> _GIVEN PROBLEM_
Reproduce all of the material word for word.

> _DATA LINES_
====
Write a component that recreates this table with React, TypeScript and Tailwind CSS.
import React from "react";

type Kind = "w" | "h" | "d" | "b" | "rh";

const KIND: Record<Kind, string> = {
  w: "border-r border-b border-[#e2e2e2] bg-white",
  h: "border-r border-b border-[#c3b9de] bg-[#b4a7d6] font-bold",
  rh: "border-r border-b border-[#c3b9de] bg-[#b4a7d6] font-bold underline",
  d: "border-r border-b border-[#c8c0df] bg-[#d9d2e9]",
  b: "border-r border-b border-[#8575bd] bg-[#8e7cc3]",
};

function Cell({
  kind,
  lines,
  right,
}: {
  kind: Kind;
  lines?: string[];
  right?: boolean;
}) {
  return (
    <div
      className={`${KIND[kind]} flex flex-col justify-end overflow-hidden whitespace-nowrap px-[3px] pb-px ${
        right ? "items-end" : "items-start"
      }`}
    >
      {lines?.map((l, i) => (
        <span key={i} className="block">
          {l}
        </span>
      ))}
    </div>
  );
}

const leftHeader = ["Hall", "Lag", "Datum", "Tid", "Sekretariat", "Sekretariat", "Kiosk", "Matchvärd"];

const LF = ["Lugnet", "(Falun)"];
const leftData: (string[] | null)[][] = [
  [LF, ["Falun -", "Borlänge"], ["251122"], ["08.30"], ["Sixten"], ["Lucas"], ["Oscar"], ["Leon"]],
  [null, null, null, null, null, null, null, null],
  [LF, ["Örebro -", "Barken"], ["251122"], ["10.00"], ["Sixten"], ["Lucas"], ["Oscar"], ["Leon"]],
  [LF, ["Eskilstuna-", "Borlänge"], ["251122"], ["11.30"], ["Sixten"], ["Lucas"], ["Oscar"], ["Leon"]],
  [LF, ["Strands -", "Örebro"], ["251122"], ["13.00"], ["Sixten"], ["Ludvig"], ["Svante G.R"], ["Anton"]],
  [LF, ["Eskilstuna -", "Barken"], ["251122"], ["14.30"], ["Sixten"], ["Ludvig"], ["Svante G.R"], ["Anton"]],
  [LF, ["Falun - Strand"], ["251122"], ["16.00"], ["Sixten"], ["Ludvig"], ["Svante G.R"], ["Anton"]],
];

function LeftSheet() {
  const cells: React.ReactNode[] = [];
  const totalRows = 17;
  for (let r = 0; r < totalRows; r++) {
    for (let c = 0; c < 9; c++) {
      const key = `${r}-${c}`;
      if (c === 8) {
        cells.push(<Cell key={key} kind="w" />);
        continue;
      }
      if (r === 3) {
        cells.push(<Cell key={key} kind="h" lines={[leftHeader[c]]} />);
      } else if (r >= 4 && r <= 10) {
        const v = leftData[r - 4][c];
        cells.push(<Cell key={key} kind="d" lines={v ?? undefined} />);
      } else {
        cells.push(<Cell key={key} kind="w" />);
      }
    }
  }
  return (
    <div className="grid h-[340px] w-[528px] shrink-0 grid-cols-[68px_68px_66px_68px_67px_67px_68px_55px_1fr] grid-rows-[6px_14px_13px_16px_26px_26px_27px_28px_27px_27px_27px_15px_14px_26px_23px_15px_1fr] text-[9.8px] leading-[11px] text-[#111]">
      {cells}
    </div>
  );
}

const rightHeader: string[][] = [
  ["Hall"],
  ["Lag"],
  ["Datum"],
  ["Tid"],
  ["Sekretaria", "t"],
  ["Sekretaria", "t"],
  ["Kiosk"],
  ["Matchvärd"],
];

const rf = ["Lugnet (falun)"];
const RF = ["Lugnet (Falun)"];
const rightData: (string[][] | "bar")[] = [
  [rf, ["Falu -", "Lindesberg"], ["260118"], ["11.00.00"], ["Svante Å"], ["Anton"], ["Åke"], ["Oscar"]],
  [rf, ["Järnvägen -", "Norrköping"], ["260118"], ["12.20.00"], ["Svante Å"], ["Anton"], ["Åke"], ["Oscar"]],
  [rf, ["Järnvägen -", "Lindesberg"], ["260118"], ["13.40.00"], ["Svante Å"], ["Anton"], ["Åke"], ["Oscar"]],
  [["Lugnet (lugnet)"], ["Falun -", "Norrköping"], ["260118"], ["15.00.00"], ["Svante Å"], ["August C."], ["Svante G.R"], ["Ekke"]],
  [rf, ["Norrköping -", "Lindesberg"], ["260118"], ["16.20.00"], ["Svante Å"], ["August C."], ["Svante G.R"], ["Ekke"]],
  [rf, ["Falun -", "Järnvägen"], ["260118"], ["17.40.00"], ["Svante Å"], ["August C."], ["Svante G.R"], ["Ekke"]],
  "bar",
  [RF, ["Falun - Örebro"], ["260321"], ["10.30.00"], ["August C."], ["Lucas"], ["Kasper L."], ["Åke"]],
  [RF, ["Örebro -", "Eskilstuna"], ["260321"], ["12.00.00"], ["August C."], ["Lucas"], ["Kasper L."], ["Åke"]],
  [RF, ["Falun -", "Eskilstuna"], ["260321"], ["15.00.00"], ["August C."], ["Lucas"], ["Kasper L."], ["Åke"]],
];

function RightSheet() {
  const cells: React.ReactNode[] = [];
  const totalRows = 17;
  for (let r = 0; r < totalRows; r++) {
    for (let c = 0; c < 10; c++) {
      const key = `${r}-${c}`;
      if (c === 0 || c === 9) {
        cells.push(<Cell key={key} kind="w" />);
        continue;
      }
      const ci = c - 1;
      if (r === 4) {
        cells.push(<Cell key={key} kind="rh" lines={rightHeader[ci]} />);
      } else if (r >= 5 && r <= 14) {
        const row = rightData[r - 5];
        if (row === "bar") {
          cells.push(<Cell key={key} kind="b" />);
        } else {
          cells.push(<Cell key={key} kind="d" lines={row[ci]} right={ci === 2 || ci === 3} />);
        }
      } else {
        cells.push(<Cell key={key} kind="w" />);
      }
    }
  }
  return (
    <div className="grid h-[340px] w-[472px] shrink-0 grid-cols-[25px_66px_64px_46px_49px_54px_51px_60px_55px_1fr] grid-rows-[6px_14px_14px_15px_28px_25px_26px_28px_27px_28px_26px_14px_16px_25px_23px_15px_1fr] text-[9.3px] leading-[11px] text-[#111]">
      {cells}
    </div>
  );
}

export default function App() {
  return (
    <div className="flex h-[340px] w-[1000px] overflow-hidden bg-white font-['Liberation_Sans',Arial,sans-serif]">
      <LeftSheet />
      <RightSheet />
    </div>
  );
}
====
> _TASK RESPONSE_
Write a component that recreates this table with React, TypeScript and Tailwind CSS.
import React from "react";

type Kind = "w" | "h" | "d" | "b" | "rh";

const KIND: Record<Kind, string> = {
  w: "border-r border-b border-[#e2e2e2] bg-white",
  h: "border-r border-b border-[#c3b9de] bg-[#b4a7d6] font-bold",
  rh: "border-r border-b border-[#c3b9de] bg-[#b4a7d6] font-bold underline",
  d: "border-r border-b border-[#c8c0df] bg-[#d9d2e9]",
  b: "border-r border-b border-[#8575bd] bg-[#8e7cc3]",
};

function Cell({
  kind,
  lines,
  right,
}: {
  kind: Kind;
  lines?: string[];
  right?: boolean;
}) {
  return (
    <div
      className={`${KIND[kind]} flex flex-col justify-end overflow-hidden whitespace-nowrap px-[3px] pb-px ${
        right ? "items-end" : "items-start"
      }`}
    >
      {lines?.map((l, i) => (
        <span key={i} className="block">
          {l}
        </span>
      ))}
    </div>
  );
}

const leftHeader = ["Hall", "Lag", "Datum", "Tid", "Sekretariat", "Sekretariat", "Kiosk", "Matchvärd"];

const LF = ["Lugnet", "(Falun)"];
const leftData: (string[] | null)[][] = [
  [LF, ["Falun -", "Borlänge"], ["251122"], ["08.30"], ["Sixten"], ["Lucas"], ["Oscar"], ["Leon"]],
  [null, null, null, null, null, null, null, null],
  [LF, ["Örebro -", "Barken"], ["251122"], ["10.00"], ["Sixten"], ["Lucas"], ["Oscar"], ["Leon"]],
  [LF, ["Eskilstuna-", "Borlänge"], ["251122"], ["11.30"], ["Sixten"], ["Lucas"], ["Oscar"], ["Leon"]],
  [LF, ["Strands -", "Örebro"], ["251122"], ["13.00"], ["Sixten"], ["Ludvig"], ["Svante G.R"], ["Anton"]],
  [LF, ["Eskilstuna -", "Barken"], ["251122"], ["14.30"], ["Sixten"], ["Ludvig"], ["Svante G.R"], ["Anton"]],
  [LF, ["Falun - Strand"], ["251122"], ["16.00"], ["Sixten"], ["Ludvig"], ["Svante G.R"], ["Anton"]],
];

function LeftSheet() {
  const cells: React.ReactNode[] = [];
  const totalRows = 17;
  for (let r = 0; r < totalRows; r++) {
    for (let c = 0; c < 9; c++) {
      const key = `${r}-${c}`;
      if (c === 8) {
        cells.push(<Cell key={key} kind="w" />);
        continue;
      }
      if (r === 3) {
        cells.push(<Cell key={key} kind="h" lines={[leftHeader[c]]} />);
      } else if (r >= 4 && r <= 10) {
        const v = leftData[r - 4][c];
        cells.push(<Cell key={key} kind="d" lines={v ?? undefined} />);
      } else {
        cells.push(<Cell key={key} kind="w" />);
      }
    }
  }
  return (
    <div className="grid h-[340px] w-[528px] shrink-0 grid-cols-[68px_68px_66px_68px_67px_67px_68px_55px_1fr] grid-rows-[6px_14px_13px_16px_26px_26px_27px_28px_27px_27px_27px_15px_14px_26px_23px_15px_1fr] text-[9.8px] leading-[11px] text-[#111]">
      {cells}
    </div>
  );
}

const rightHeader: string[][] = [
  ["Hall"],
  ["Lag"],
  ["Datum"],
  ["Tid"],
  ["Sekretaria", "t"],
  ["Sekretaria", "t"],
  ["Kiosk"],
  ["Matchvärd"],
];

const rf = ["Lugnet (falun)"];
const RF = ["Lugnet (Falun)"];
const rightData: (string[][] | "bar")[] = [
  [rf, ["Falu -", "Lindesberg"], ["260118"], ["11.00.00"], ["Svante Å"], ["Anton"], ["Åke"], ["Oscar"]],
  [rf, ["Järnvägen -", "Norrköping"], ["260118"], ["12.20.00"], ["Svante Å"], ["Anton"], ["Åke"], ["Oscar"]],
  [rf, ["Järnvägen -", "Lindesberg"], ["260118"], ["13.40.00"], ["Svante Å"], ["Anton"], ["Åke"], ["Oscar"]],
  [["Lugnet (lugnet)"], ["Falun -", "Norrköping"], ["260118"], ["15.00.00"], ["Svante Å"], ["August C."], ["Svante G.R"], ["Ekke"]],
  [rf, ["Norrköping -", "Lindesberg"], ["260118"], ["16.20.00"], ["Svante Å"], ["August C."], ["Svante G.R"], ["Ekke"]],
  [rf, ["Falun -", "Järnvägen"], ["260118"], ["17.40.00"], ["Svante Å"], ["August C."], ["Svante G.R"], ["Ekke"]],
  "bar",
  [RF, ["Falun - Örebro"], ["260321"], ["10.30.00"], ["August C."], ["Lucas"], ["Kasper L."], ["Åke"]],
  [RF, ["Örebro -", "Eskilstuna"], ["260321"], ["12.00.00"], ["August C."], ["Lucas"], ["Kasper L."], ["Åke"]],
  [RF, ["Falun -", "Eskilstuna"], ["260321"], ["15.00.00"], ["August C."], ["Lucas"], ["Kasper L."], ["Åke"]],
];

function RightSheet() {
  const cells: React.ReactNode[] = [];
  const totalRows = 17;
  for (let r = 0; r < totalRows; r++) {
    for (let c = 0; c < 10; c++) {
      const key = `${r}-${c}`;
      if (c === 0 || c === 9) {
        cells.push(<Cell key={key} kind="w" />);
        continue;
      }
      const ci = c - 1;
      if (r === 4) {
        cells.push(<Cell key={key} kind="rh" lines={rightHeader[ci]} />);
      } else if (r >= 5 && r <= 14) {
        const row = rightData[r - 5];
        if (row === "bar") {
          cells.push(<Cell key={key} kind="b" />);
        } else {
          cells.push(<Cell key={key} kind="d" lines={row[ci]} right={ci === 2 || ci === 3} />);
        }
      } else {
        cells.push(<Cell key={key} kind="w" />);
      }
    }
  }
  return (
    <div className="grid h-[340px] w-[472px] shrink-0 grid-cols-[25px_66px_64px_46px_49px_54px_51px_60px_55px_1fr] grid-rows-[6px_14px_14px_15px_28px_25px_26px_28px_27px_28px_26px_14px_16px_25px_23px_15px_1fr] text-[9.3px] leading-[11px] text-[#111]">
      {cells}
    </div>
  );
}

export default function App() {
  return (
    <div className="flex h-[340px] w-[1000px] overflow-hidden bg-white font-['Liberation_Sans',Arial,sans-serif]">
      <LeftSheet />
      <RightSheet />
    </div>
  );
}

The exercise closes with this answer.